Die EU-Krisenmanagerin (Gastkommentar Kurier)

Ursula von der Leyen führt Europa durch turbulente Zeiten

Der Weg Ursula von der Leyens an die Spitze der EU-Kommission war kompliziert. Als sich nach den Europawahlen 2019 keiner der EU-Spitzenkandidaten eine Mehrheit des Europäischen Rates und des EU-Parlaments sichern konnte, war sie die Überraschung im Ring. Von den EU-Staats- und Regierungschefs einstimmig nominiert, geriet ihre Wahl im EU-Parlament letztlich zu einer knappen Angelegenheit.

Aber seitdem läuft von der Leyen einen europäischen Krisenmarathon nach dem anderen und macht Tempo, ohne außer Atem zu kommen. Der Brexit muss verkraftet werden. Mit dem Konditionalitätsmechanismus, der Verstöße gegen die Rechtsstaatlichkeit ahnden und die ordnungsgemäße Verwendung von EU-Mitteln in den Mitgliedstaaten gewährleisten soll, wird die EU – die Feuerprobe steht noch aus – neues Terrain betreten.

Jedenfalls machte der diesbezügliche Kompromiss, der ein Abgehen von der Einstimmigkeit ermöglicht, den Weg frei für die Einigung auf den nächsten EU-Haushalt und den Corona-Aufbaufonds.

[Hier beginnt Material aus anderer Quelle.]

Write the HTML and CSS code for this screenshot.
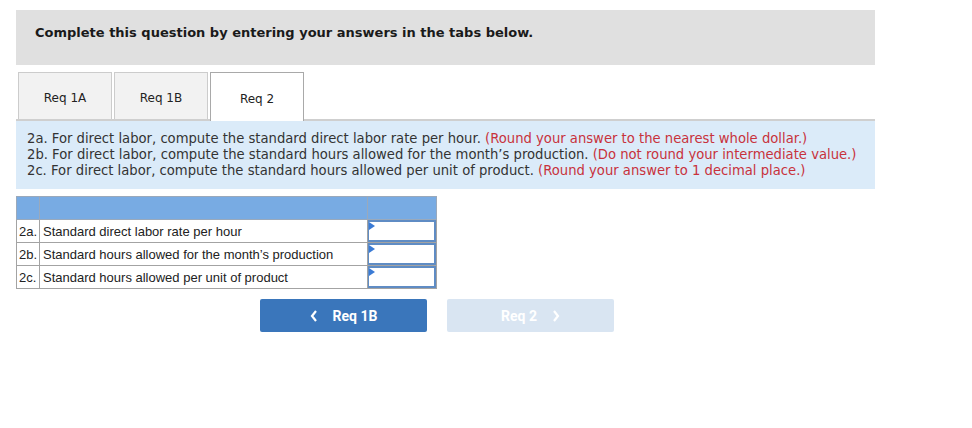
FILE: index.html
```html
<!DOCTYPE html>
<html>
<head>
<meta charset="utf-8">
<link rel="stylesheet" href="styles.css">
</head>
<body>
<div class="page">
  <div class="banner">Complete this question by entering your answers in the tabs below.</div>
  <div class="tabs">
    <div class="tab">Req 1A</div>
    <div class="tab">Req 1B</div>
    <div class="tab active">Req 2</div>
  </div>
  <div class="instructions">
    <div>2a. For direct labor, compute the standard direct labor rate per hour. <span class="red">(Round your answer to the nearest whole dollar.)</span></div>
    <div>2b. For direct labor, compute the standard hours allowed for the month’s production. <span class="red">(Do not round your intermediate value.)</span></div>
    <div>2c. For direct labor, compute the standard hours allowed per unit of product. <span class="red">(Round your answer to 1 decimal place.)</span></div>
  </div>
  <table class="grid">
    <tr class="head"><td class="c1"></td><td class="c2"></td><td class="c3"></td></tr>
    <tr><td class="c1">2a.</td><td class="c2">Standard direct labor rate per hour</td><td class="c3"><div class="input"></div></td></tr>
    <tr><td class="c1">2b.</td><td class="c2">Standard hours allowed for the month’s production</td><td class="c3"><div class="input"></div></td></tr>
    <tr><td class="c1">2c.</td><td class="c2">Standard hours allowed per unit of product</td><td class="c3"><div class="input"></div></td></tr>
  </table>
  <div class="nav">
    <div class="btn prev"><svg class="chev" width="8" height="12" viewBox="0 0 8 12"><polyline points="6,1 2,6 6,11" fill="none" stroke="#fff" stroke-width="2.2"/></svg>Req 1B</div>
    <div class="btn next">Req 2<svg class="chev after" width="8" height="12" viewBox="0 0 8 12"><polyline points="2,1 6,6 2,11" fill="none" stroke="#fff" stroke-width="2.2"/></svg></div>
  </div>
</div>
</body>
</html>
```
FILE: styles.css
```css
html, body { margin: 0; padding: 0; background: #fff; }
.page { padding: 10px 0 0 16px; width: 859px; font-family: "DejaVu Sans", Verdana, sans-serif; color: #222; }
.banner { height: 55px; box-sizing: border-box; background: #e0e0e0; padding: 15px 0 0 19px; font-weight: bold; font-size: 13px; line-height: 16px; color: #1a1a1a; }
.tabs { margin-top: 7px; display: flex; gap: 2px; padding-left: 2px; border-bottom: 2px solid #cfcfcf; height: 47px; }
.tab { width: 92px; height: 43px; padding-top: 3px; box-sizing: content-box; background: #f2f2f2; border: 1px solid #cccccc; border-bottom: none; display: flex; align-items: center; justify-content: center; font-size: 12px; line-height: 14px; color: #222; }
.tab.active { background: #fff; border-color: #a9a9a9; height: 45px; padding-top: 3px; position: relative; z-index: 1; }
.instructions { height: 68px; box-sizing: border-box; padding: 10px 0 0 11px; background: #dbebf9; font-size: 13.18px; line-height: 16px; color: #333; }
.red { color: #c8323c; }
.grid { margin-top: 7px; border-collapse: collapse; width: 421px; font-family: "Liberation Sans", Arial, sans-serif; font-size: 13px; color: #222; }
.grid td { border: 1px solid #a3a3a3; height: 22px; padding: 0; }
.grid .c1 { width: 20px; padding-left: 2px; }
.grid .c2 { width: 325px; padding-left: 3px; }
.grid .c3 { width: 68px; }
.grid tr.head td { background: #78abe3; height: 22px; border-color: #9aa9bb; }
.input { position: relative; height: 18px; border: 2px solid #5f8cc4; border-left-width: 1px; background: #fff; }
.input::before { content: ""; position: absolute; left: 0; top: 0; border-left: 6px solid #3a7bd5; border-top: 4px solid transparent; border-bottom: 4px solid transparent; }
.nav { display: flex; gap: 20px; margin: 10px 0 0 244px; }
.btn { width: 167px; height: 33px; border-radius: 2px; display: flex; align-items: center; justify-content: center; font-family: Roboto, "Liberation Sans", sans-serif; font-weight: bold; font-size: 14px; color: #fff; }
.btn.prev { background: #3a76bb; }
.btn.next { background: #d9e5f2; }
.chev { margin-right: 15px; }
.chev.after { margin: 0 0 0 15px; }
```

Beide Instrumente zusammen stellen mit 2018 Milliarden Euro das größte EU-Konjunkturpaket, das je finanziert wurde, sollen die wirtschaftlichen Folgen der Pandemie abfedern, ein grüneres, digitaleres und krisenfesteres Zeitalter einläuten und ermöglichen es der EU-Kommission, erstmals gemeinsame Anleihen in großem Stil zu begeben.

Darüber hinaus wurden EU-Fiskalregeln ausgesetzt, um den Mitgliedstaaten weiteren finanziellen Spielraum zu geben, wettbewerbsrechtliche Ausnahmen gewährt, um Unternehmen fördern zu können und Kurzarbeitsmodelle in den EU-Ländern finanziert, um Arbeitsplätze zu sichern.

Die EU organisierte – unter der Führung der Ärztin von der Leyen – die europäische Beschaffung von Impfstoffen, ein gemeinsames Zulassungsverfahren und schuf die Voraussetzungen für massive Investitionen in die Forschung und Entwicklung.

Und weil gerade die Jugend von den aktuellen Krisen getroffen wird, schlug sie vor, das Jahr 2022 eben jungen Menschen zu widmen, sie stärker zu unterstützen und mehr politische Teilhabe zu ermöglichen.

Nach der russischen Invasion der Ukraine finanziert die EU erstmals Defensivwaffen und Ausrüstung. Und auch die Sanktionen gegen Moskau werden von der EU-Kommission unter von der Leyen koordiniert.

Sie ist es auch, die mit US-Präsident Biden vor die Presse tritt sowie – abgestimmt mit den Mitgliedstaaten – Pläne schmiedet, die Abhängigkeit von russischer Energie zu reduzieren und Erdgas auf dem Weltmarkt gemeinsam einzukaufen. Europa hat sich in dieser ersten Halbzeit der aktuellen Legislaturperiode maßgeblich verändert. Läuft es weiter so für von der Leyen, wird sie 2024 an einer EU-Spitzenkandidatur nicht vorbeikommen.